Pros: Considered a theoretically sound method as it's based on future cash flow generation; forces a deep understanding of the company's business drivers and assumptions.
Cons: Highly sensitive to assumptions made about future growth, margins, and the discount rate; can be challenging to forecast cash flows accurately, especially for early-stage or cyclical companies.
2. Comparable Company Analysis (Trading Comps): What are Similar Companies Worth?
Comparable Company Analysis, often referred to as "Trading Comps," is a relative valuation method that compares the target company to publicly traded companies with similar business models, industry, size, and geographic footprint. The idea is that similar companies should trade at similar valuation multiples.
How it works:
- Identify Comparable Companies: A peer group of publicly traded companies that are similar to the target company is selected based on various criteria.
- Gather Financial Data: Relevant financial data for the comparable companies and the target company is collected, including revenue, EBITDA, Net Income, and market capitalization.
- Calculate Valuation Multiples: Key valuation multiples are calculated for each comparable company. Common multiples include:
- Enterprise Value / Revenue (EV/Revenue)
- Enterprise Value / EBITDA (EV/EBITDA)
- Price / Earnings (P/E)
- Price / Book (P/B)
- Determine the Relevant Range: A range of valuation multiples is derived from the comparable companies (e.g., using the median, mean, or a specific percentile).
- Apply Multiples to the Target Company: The selected range of multiples is applied to the target company's relevant financial metrics to arrive at a valuation range for the target.
Pros: Market-based, reflecting current market conditions and investor sentiment; relatively straightforward and easy to understand; good for valuing mature, publicly traded companies with a clear set of peers.

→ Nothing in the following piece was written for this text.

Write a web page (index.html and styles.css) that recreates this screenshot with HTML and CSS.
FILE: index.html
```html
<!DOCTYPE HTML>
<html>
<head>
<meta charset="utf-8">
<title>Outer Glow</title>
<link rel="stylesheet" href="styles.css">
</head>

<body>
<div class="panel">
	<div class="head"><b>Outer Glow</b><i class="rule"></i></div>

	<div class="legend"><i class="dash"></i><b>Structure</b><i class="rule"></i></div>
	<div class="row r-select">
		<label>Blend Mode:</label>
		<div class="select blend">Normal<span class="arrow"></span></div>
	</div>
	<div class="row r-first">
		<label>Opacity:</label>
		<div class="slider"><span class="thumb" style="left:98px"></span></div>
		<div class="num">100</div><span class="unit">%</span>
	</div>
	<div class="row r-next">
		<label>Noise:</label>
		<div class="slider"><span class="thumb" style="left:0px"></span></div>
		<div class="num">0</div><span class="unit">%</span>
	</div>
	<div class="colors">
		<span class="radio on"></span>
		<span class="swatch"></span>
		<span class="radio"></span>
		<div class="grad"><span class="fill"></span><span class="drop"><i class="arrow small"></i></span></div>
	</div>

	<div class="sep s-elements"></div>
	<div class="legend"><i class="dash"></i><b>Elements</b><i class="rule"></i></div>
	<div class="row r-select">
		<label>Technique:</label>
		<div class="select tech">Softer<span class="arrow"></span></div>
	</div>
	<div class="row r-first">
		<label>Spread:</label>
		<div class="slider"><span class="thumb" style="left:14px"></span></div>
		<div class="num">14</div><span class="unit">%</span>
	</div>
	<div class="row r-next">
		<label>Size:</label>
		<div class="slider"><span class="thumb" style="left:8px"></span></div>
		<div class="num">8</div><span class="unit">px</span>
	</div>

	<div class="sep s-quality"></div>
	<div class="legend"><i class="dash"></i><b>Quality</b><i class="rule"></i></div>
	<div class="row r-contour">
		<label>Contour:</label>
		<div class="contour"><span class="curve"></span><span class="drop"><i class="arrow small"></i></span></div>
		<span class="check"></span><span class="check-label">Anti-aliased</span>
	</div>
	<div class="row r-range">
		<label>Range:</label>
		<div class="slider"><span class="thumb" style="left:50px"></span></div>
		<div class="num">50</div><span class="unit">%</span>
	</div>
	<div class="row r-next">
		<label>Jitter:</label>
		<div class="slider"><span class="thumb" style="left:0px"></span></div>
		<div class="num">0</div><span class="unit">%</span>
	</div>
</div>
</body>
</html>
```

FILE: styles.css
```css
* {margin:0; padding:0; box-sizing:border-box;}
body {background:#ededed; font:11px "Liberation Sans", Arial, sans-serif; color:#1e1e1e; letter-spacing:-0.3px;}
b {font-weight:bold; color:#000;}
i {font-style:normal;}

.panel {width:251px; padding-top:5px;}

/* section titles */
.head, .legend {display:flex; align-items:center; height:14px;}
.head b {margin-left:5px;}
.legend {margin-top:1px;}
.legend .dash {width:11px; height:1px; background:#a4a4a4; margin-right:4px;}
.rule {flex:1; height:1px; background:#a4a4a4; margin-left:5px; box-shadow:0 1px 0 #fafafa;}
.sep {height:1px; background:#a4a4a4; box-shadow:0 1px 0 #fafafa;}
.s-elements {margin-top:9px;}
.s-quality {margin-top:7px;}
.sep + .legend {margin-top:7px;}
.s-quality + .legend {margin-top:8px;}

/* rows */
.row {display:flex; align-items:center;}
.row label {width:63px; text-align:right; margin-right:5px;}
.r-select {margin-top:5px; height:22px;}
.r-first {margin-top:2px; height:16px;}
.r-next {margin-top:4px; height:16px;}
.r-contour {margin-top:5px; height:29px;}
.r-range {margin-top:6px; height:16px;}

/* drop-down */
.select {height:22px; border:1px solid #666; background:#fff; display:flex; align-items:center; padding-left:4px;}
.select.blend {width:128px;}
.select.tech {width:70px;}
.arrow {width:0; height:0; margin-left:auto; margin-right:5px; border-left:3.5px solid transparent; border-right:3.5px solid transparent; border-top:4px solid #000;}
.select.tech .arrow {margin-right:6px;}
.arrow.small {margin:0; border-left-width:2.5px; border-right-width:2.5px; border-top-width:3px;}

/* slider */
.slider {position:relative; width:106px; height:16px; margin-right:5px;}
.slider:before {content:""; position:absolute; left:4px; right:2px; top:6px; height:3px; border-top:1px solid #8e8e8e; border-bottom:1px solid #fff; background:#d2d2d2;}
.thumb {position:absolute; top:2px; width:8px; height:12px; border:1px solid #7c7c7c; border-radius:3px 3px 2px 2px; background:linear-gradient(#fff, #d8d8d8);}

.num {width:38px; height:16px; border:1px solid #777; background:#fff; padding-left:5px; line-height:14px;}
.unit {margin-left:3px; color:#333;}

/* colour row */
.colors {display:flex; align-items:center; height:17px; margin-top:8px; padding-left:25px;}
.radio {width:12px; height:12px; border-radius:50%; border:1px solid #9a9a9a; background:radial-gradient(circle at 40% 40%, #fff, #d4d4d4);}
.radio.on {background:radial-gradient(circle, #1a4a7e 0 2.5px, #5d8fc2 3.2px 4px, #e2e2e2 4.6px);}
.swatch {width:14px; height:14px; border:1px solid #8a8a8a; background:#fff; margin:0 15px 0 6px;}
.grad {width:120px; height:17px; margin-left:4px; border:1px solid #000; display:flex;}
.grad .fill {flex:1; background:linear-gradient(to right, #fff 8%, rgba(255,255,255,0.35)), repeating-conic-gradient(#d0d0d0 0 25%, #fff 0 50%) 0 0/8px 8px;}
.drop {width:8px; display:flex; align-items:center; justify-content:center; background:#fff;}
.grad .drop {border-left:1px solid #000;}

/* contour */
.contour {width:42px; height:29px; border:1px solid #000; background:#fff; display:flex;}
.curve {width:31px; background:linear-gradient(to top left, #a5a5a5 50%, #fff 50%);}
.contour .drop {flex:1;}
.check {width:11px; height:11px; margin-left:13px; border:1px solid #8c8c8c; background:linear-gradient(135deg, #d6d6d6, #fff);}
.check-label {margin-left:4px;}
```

Cons: Finding truly comparable companies can be difficult; market fluctuations can impact multiples, potentially leading to inaccurate valuations; doesn't account for company-specific factors or control premiums.
3. Precedent Transaction Analysis (Deal Comps): What Have Buyers Paid Historically?

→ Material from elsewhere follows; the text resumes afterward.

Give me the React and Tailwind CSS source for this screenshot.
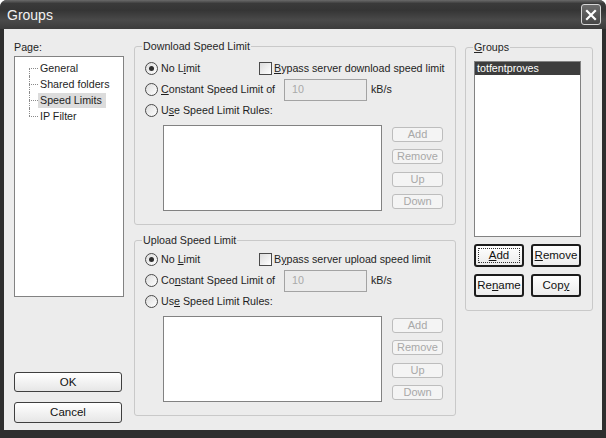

Precedent Transaction Analysis, also known as "Deal Comps," is another relative valuation method that looks at the multiples paid in past merger and acquisition transactions involving companies similar to the target. This method reflects the prices that buyers were willing to pay to acquire entire companies, often including a control premium.
How it works:
- Identify Comparable Transactions: A universe of past M&A transactions is identified based on industry, size of the target company, transaction date (more recent deals are generally more relevant), and deal characteristics (e.g., distressed sale, strategic buyer).
- Gather Transaction Data: Data on the selected transactions is collected, including the purchase price and the target company's financial metrics at the time of the deal (e.g., revenue, EBITDA).
- Calculate Transaction Multiples: Valuation multiples paid in each transaction are calculated, similar to Trading Comps (e.g., EV/Revenue, EV/EBITDA). These multiples are based on the purchase price paid.
- Determine the Relevant Range: A range of transaction multiples is derived from the comparable deals.
- Apply Multiples to the Target Company: The selected range of multiples is applied to the target company's relevant financial metrics to arrive at a valuation range based on historical acquisition values.
Pros: Based on actual transactions, including control premiums; can be useful for valuing private companies where public comps are less relevant.
Cons: Historical transactions may not reflect current market conditions; finding truly comparable transactions can be challenging; details of past deals may not always be fully public; doesn't account for specific synergies or unique aspects of the current transaction.
4. Leveraged Buyout (LBO) Analysis: Valuing for a Financial Buyer
Leveraged Buyout (LBO) analysis is a valuation method used to determine the maximum price a financial sponsor, typically a private equity firm, could pay for a company while still achieving a required rate of return on their investment. This method is returns-driven as it focuses on the internal rate of return (IRR) the financial buyer can expect.
How it works:
- Determine Transaction Assumptions: This involves making assumptions about the purchase price, the capital structure of the deal (how much debt and equity will be used), interest rates on the debt, and transaction fees.
- Project Financial Performance: Create a financial model to project the target company's income statement, balance sheet, and cash flow statement over a typical investment horizon (e.g., 7 years). This forecast should reflect potential operational improvements or synergies the financial buyer might implement.
- Model Debt Repayment: Based on the projected cash flows and the debt structure, model how the company's debt will be repaid over the investment period.
- Calculate Exit Value: At the end of the investment horizon, an exit value is estimated. This is typically done using an exit multiple applied to the final year's projected EBITDA.
- Calculate Equity Return (IRR): Based on the initial equity investment, the cash flows to the equity holder during the investment period (e.g., dividends), and the equity proceeds from the exit, the IRR for the financial sponsor is calculated. The purchase price is then adjusted until the target IRR is achieved.
Pros: Provides a crucial perspective for transactions involving financial sponsors; highlights the impact of debt financing and operational improvements on returns; useful for understanding the feasibility of an LBO.
Cons: Highly sensitive to assumptions about the capital structure, debt terms, and exit multiple; focuses on the financial buyer's perspective and may not reflect strategic value to other types of buyers; dependent on projected financial performance and debt-servicing capabilities.
Bringing it all Together
Investment bankers rarely rely on just one valuation method. Instead, they typically use a combination of these approaches to create a valuation range.
Each method has its strengths and weaknesses, and the most appropriate method or combination of methods will depend on the specific circumstances of the company being valued, the purpose of the valuation, and the availability of reliable data.